Experimental procedure: Motion capture experiments included (1) pre-experiment setup—charge devices, clear storage, link to UI, auto-train NN per device within up to 50 m range; (2) acquisition—START initiates and STOP ends recording; MARK inserts labeled events (16-bit unsigned labels 0–32767) during capture; (3) post-analysis—download data via USB for processing/classification. For synchronization assessment, multiple KiDs were vertically stacked to ensure identical spatial signals; periodic MARKs were sent while recording, and corresponding timestamps on host and devices were logged. Frequency drift was evaluated by periodically reading device and system times (e.g., every 60 s) over long sessions at 20–25 °C. Bluetooth latency was measured by sampling round-trip times between host and devices under multi-device connections. Equations relating master/slave clocks and non-idealities were used to frame the estimation problem; NN-based virtual clock compensates for offset and jitter so that synchronization error remains below the sampling interval. Cross-platform validation was conducted on PC/Windows, Linux, and Mac. Battery drain during synchronized capture was measured to verify power impact.

• Without synchronization, multi-device BLE operation exhibits non-deterministic temporal shifts, with an average synchronization error of about 30 ms. Frequency drift among devices was observed: KiD1 = 199.68 Hz, KiD2 = 199.72 Hz, KiD3 = 199.82 Hz (vs. nominal 200 Hz). Bluetooth latency per device under multi-device conditions was non-deterministic: KiD1 = 9.5 ± 1.762 ms, KiD2 = 23.8 ± 2.01 ms, KiD3 = 32.5 ± 2.37 ms.
• Device sampling frequency stability for a single KiD over 100 repeated 25 s trials: 199.846 ± 0.1430 Hz with R = 0.9987.
• The NN virtual clock effectively learned the time relationship between host and devices, achieving correlation R = 0.9967 between predicted and actual times after 100 iterations.
• Synchronization accuracy improved markedly with the NN layer. The figure caption reports improved average synchronization error to 1.25 ms (Fig. 4e), while the main text reports an average synchronization error across devices of 0.356 ms with low delay variation during synchronized events (e.g., between MARK 337 and MARK 338).
• Cross-platform trials with 2–4 devices over 150–200 iterations achieved a 97.3% synchronization success rate; failures (2.7%) were attributed to OS library updates affecting timing and to intentional tests of complete battery exhaustion.
• Battery life during synchronized operation met design goals: approximately 150 minutes of continuous acquisition without significant impact from added synchronization traffic.
• The labeling mechanism enabled precise online artifact extraction for tasks (e.g., TASK 134 of 7 s corresponding to ~1400 samples at 200 Hz), scalable across multiple synchronized devices.

The findings demonstrate that an application-level neural network acting as a virtual clock can overcome BLE’s intrinsic non-deterministic delays and device frequency drift to achieve mutual synchronization across multiple wearables without altering hardware clocks or RTOS timing.
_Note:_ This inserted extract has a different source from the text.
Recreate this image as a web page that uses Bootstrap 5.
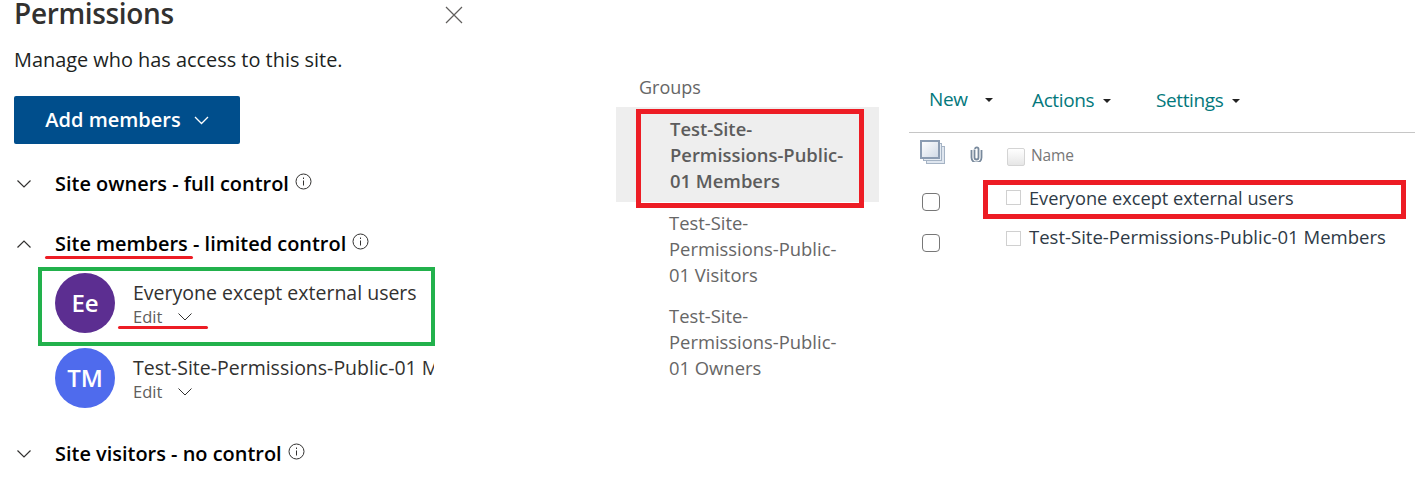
<!doctype html>
<html lang="en"><head><meta charset="utf-8"><title>Permissions</title>
<link rel="stylesheet" href="https://cdn.jsdelivr.net/npm/bootstrap@5.3.0/dist/css/bootstrap.min.css">
<style>
html,body{height:487px;overflow:hidden}
body{font-family:"Open Sans","Noto Sans","Liberation Sans",sans-serif;background:#fff;position:relative}
.left-pane{width:434px;padding-left:15px;margin-right:182px;flex:none}
.title-row{height:26px;align-items:center;width:448px}
.pane-title{font-size:28px;font-weight:600;color:#323130;margin:0 0 0 -1px;line-height:24px;letter-spacing:-.012em}
.close-x{margin-left:auto;margin-top:3px}
.pane-sub{font-size:19.9px;color:#201f1e;margin:21px 0 0 -1px;line-height:26px}
.add-btn{margin:23px 0 0 -1px;width:226px;height:48px;background:#004e8c;color:#fff;font-size:20px;font-weight:600;border:0;border-radius:2px;padding:0;gap:13px;--bs-btn-hover-bg:#004e8c}
.sec-row{font-size:19.95px;font-weight:600;color:#000;line-height:26px;height:26px}
.sec-chev{width:40px;flex:none;padding-left:2px}
.sec-one{margin-top:27px}.sec-two{margin-top:34px}.sec-three{margin-top:33px}
.info-i{margin:-5px 0 0 6px}
.member{height:60px;margin-left:40px;gap:18px;width:379px;overflow:hidden;white-space:nowrap}
.member-one{margin-top:16px}.member-two{margin-top:15px}
.avatar{width:60px;height:60px;border-radius:50%;color:#fff;font-size:24px;font-weight:600;flex:none}
.av-purple{background:#5c2e91}.av-blue{background:#4f6bed}
.m-name{font-size:19.5px;line-height:26px;color:#323130;margin-top:7px}
.m-edit{font-size:16.5px;line-height:22px;color:#605e5c;gap:16px}
.mid-pane{width:263px;margin-right:30px;flex:none;padding-top:75px}
.grp-head{font-size:18px;line-height:25px;color:#666;padding-left:23px;height:32px}
.grp-item{font-size:18.4px;line-height:26px;color:#666;padding:9px 30px 8px 53px}
.grp-active{background:#eee;font-weight:600;padding:9px 20px 8px 54px;color:#5c5c5c}
.grp-plain{padding-bottom:7px;padding-top:8px}
.right-pane{flex:1 1 auto;min-width:0}
.toolbar{margin-top:76px;border-bottom:1px solid #c6c6c6;padding:11px 0 0 20px;font-size:19px;color:#03787c;line-height:26px;box-sizing:content-box;height:45px;align-items:flex-start;letter-spacing:-.02em}
.tool-item{gap:9px}
.caret-tri{width:0;height:0;border-left:4.5px solid transparent;border-right:4.5px solid transparent;border-top:4.5px solid #222;margin-top:1px}
.tb-new{width:103px;margin-top:-1px}.tb-act{width:124px}
.name-head{margin-left:11px;height:55px;align-items:flex-start;padding-top:7px}
.att-ico{margin:6px 0 0 24px}
.hd-box{width:18px;height:18px;border:1px solid #d4d4d4;border-radius:2px;background:linear-gradient(#fff,#e6e6e6);margin:8px 6px 0 24px}
.hd-name{font-size:15.5px;color:#777;margin-top:4px;letter-spacing:-.01em}
.row-line{height:41px;margin-left:13px}
.chk{width:18px;height:18px;border:1px solid #777;border-radius:4px;background:#fff;flex:none;margin-top:5px}
.sq{width:15px;height:15px;border:1px solid #d0d0d0;flex:none;margin:2px 8px 0 66px}
.nm{font-size:18.2px;color:#2e3a46;white-space:nowrap;line-height:26px;margin-top:-3px}
.nm-long{font-size:18.55px;margin-top:-5px}
.mark-box{position:absolute;pointer-events:none}
.mk-red{border:5px solid #ed1c24}
.mk-green{border:4px solid #22b14c}
.ul-red{position:absolute;height:3px;background:#ed1c24;border-radius:2px}
</style></head>
<body>
<div class="d-flex align-items-start">
  <div class="left-pane">
    <div class="d-flex title-row">
      <h1 class="pane-title">Permissions</h1>
      <svg class="close-x" width="18" height="18" viewBox="0 0 18 18" fill="none" stroke="#605e5c" stroke-width="1.2"><path d="M1 1l16 16M17 1L1 17"/></svg>
    </div>
    <p class="pane-sub">Manage who has access to this site.</p>
    <button class="btn add-btn d-flex align-items-center justify-content-center">Add members
      <svg width="15" height="9" viewBox="0 0 15 9" fill="none" stroke="#fff" stroke-width="1.3"><path d="M1 1l6.500 6.500L14 1"/></svg></button>
    <div class="d-flex align-items-center sec-row sec-one">
      <span class="sec-chev"><svg class="d-block" width="14" height="8" viewBox="0 0 14 8" fill="none" stroke="#323130" stroke-width="1.2"><path d="M.5.5L7 7l6.500-6.500"/></svg></span>
      <span>Site owners - full control</span>
      <svg class="info-i" width="17" height="17" viewBox="0 0 17 17" fill="none" stroke="#323130"><circle cx="8.500" cy="8.500" r="7.500"/><path d="M8.500 7.500v5M8.500 4.500v1.500"/></svg>
    </div>
    <div class="d-flex align-items-center sec-row sec-two">
      <span class="sec-chev"><svg class="d-block" width="14" height="8" viewBox="0 0 14 8" fill="none" stroke="#323130" stroke-width="1.2"><path d="M.5 7.500L7 1l6.500 6.500"/></svg></span>
      <span>Site members - limited control</span>
      <svg class="info-i" width="17" height="17" viewBox="0 0 17 17" fill="none" stroke="#323130"><circle cx="8.500" cy="8.500" r="7.500"/><path d="M8.500 7.500v5M8.500 4.500v1.500"/></svg>
    </div>
    <div class="d-flex member member-one">
      <div class="avatar av-purple d-flex align-items-center justify-content-center">Ee</div>
      <div><div class="m-name">Everyone except external users</div>
        <div class="m-edit d-flex align-items-center">Edit <svg width="14" height="8" viewBox="0 0 14 8" fill="none" stroke="#323130" stroke-width="1"><path d="M.5.5L7 7l6.500-6.500"/></svg></div></div>
    </div>
    <div class="d-flex member member-two">
      <div class="avatar av-blue d-flex align-items-center justify-content-center">TM</div>
      <div><div class="m-name">Test-Site-Permissions-Public-01 Members</div>
        <div class="m-edit d-flex align-items-center">Edit <svg width="14" height="8" viewBox="0 0 14 8" fill="none" stroke="#323130" stroke-width="1"><path d="M.5.5L7 7l6.500-6.500"/></svg></div></div>
    </div>
    <div class="d-flex align-items-center sec-row sec-three">
      <span class="sec-chev"><svg class="d-block" width="14" height="8" viewBox="0 0 14 8" fill="none" stroke="#323130" stroke-width="1.2"><path d="M.5.5L7 7l6.500-6.500"/></svg></span>
      <span>Site visitors - no control</span>
      <svg class="info-i" width="17" height="17" viewBox="0 0 17 17" fill="none" stroke="#323130"><circle cx="8.500" cy="8.500" r="7.500"/><path d="M8.500 7.500v5M8.500 4.500v1.500"/></svg>
    </div>
  </div>
  <div class="mid-pane">
    <div class="grp-head">Groups</div>
    <div class="grp-item grp-active">Test-Site-Permissions-Public-01 Members</div>
    <div class="grp-item grp-plain">Test-Site-Permissions-Public-01 Visitors</div>
    <div class="grp-item grp-plain">Test-Site-Permissions-Public-01 Owners</div>
  </div>
  <div class="right-pane">
    <div class="toolbar d-flex">
      <div class="d-flex align-items-center tool-item tb-new"><span>New</span><span class="caret-tri ms-2"></span></div>
      <div class="d-flex align-items-center tool-item tb-act"><span>Actions</span><span class="caret-tri"></span></div>
      <div class="d-flex align-items-center tool-item"><span>Settings</span><span class="caret-tri"></span></div>
    </div>
    <div class="d-flex name-head">
      <svg width="26" height="25" viewBox="0 0 26 25"><defs><linearGradient id="stk" x1="0" y1="0" x2="1" y2="1"><stop offset="0" stop-color="#fff"/><stop offset="1" stop-color="#cfd9e6"/></linearGradient></defs><rect x="6.500" y="6.500" width="18" height="17" fill="#dfe6ef" stroke="#a5b3c4"/><rect x="3.500" y="3.500" width="18" height="17" fill="#e6ecf3" stroke="#a5b3c4"/><rect x="1" y="1" width="18" height="17" fill="url(#stk)" stroke="#8b9cb2" stroke-width="2"/></svg>
      <svg class="att-ico" width="13" height="16" viewBox="0 0 13 16" fill="none" stroke="#78899c" stroke-width="1.8"><path d="M4.500 3.500v8a2 2 0 0 0 4 0V3a1.700 1.700 0 0 0-3.400 0"/><path d="M1.500 4v7.500a5 5 0 0 0 10 0V4"/></svg>
      <span class="hd-box"></span>
      <span class="hd-name">Name</span>
    </div>
    <div class="d-flex row-line align-items-start"><span class="chk"></span><span class="sq"></span><span class="nm">Everyone except external users</span></div>
    <div class="d-flex row-line align-items-start"><span class="chk"></span><span class="sq"></span><span class="nm nm-long">Test-Site-Permissions-Public-01 Members</span></div>
  </div>
</div>
<div class="mark-box mk-green" style="left:38px;top:267px;width:397px;height:79px"></div>
<div class="mark-box mk-red" style="left:636px;top:109px;width:228px;height:99px"></div>
<div class="mark-box mk-red" style="left:983px;top:180px;width:423px;height:39px"></div>
<div class="ul-red" style="left:45px;top:256px;width:148px"></div>
<div class="ul-red" style="left:118px;top:326px;width:90px"></div>
</body></html>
This addresses the core challenge that CSP-style low-level clock tuning is unsafe in RTOS-based systems and that BLE connection intervals and retransmissions introduce unpredictable latency. By learning the end-to-end timing behavior from timestamps and compensating transmission times, the NN layer reduces synchronization error well below the sampling interval, enabling reliable, synchronous multi-limb and multi-agent data capture at 200 Hz with secure GATT communication. The approach is scalable (validated on 2–4 devices) and portable across OS platforms, with minor failures traced to software library and battery conditions. The synchronized labeling further facilitates downstream analytics by embedding task markers directly into device memories, simplifying segmentation and interpretation of high-frequency data. Overall, this expands the feasibility of synchronized BLE-based behavioral and neuroscience experiments outside specialized labs.

This work introduces a universal, application-level synchronization solution for BLE wearables that embeds a neural network virtual clock to predict and compensate time shifts arising from device non-idealities, OS scheduling, and BLE jitter. It achieves sub-millisecond to millisecond-level mutual synchronization across multiple KiDs at 200 Hz, maintains data security via GATT, and adds a robust online labeling mechanism for artifact extraction. The method avoids risky hardware clock manipulation under RTOS and demonstrated scalability and cross-platform portability without compromising battery life. Future directions include extending the approach to heterogeneous Bluetooth sensor nodes for improved sensor fusion (e.g., EEG, ECG), refining robustness against OS/library changes, and exploring higher device counts and more challenging wireless conditions to further characterize performance limits.

• BLE protocol constraints such as minimum 7.5 ms connection interval and packet retransmissions introduce inherent, non-deterministic latency and jitter that must be continuously compensated; they also limit practical synchronous operation rates in many devices.
• Synchronization failures (2.7% in trials) occurred due to OS library updates impacting timing in the UI and deliberate battery exhaustion; synchronization depends on stable software stacks and adequate device power.
• The NN approach requires additional timestamp exchanges and training per device/session, adding communication overhead (though battery life remained around 150 minutes in tests).
• OS scheduling on general-purpose computers can introduce additional variability that needs to be handled by the application-layer predictor.
• Frequency drift and environmental factors (temperature, aging) persist at the hardware level; while compensated in software, extreme conditions could challenge model generalization.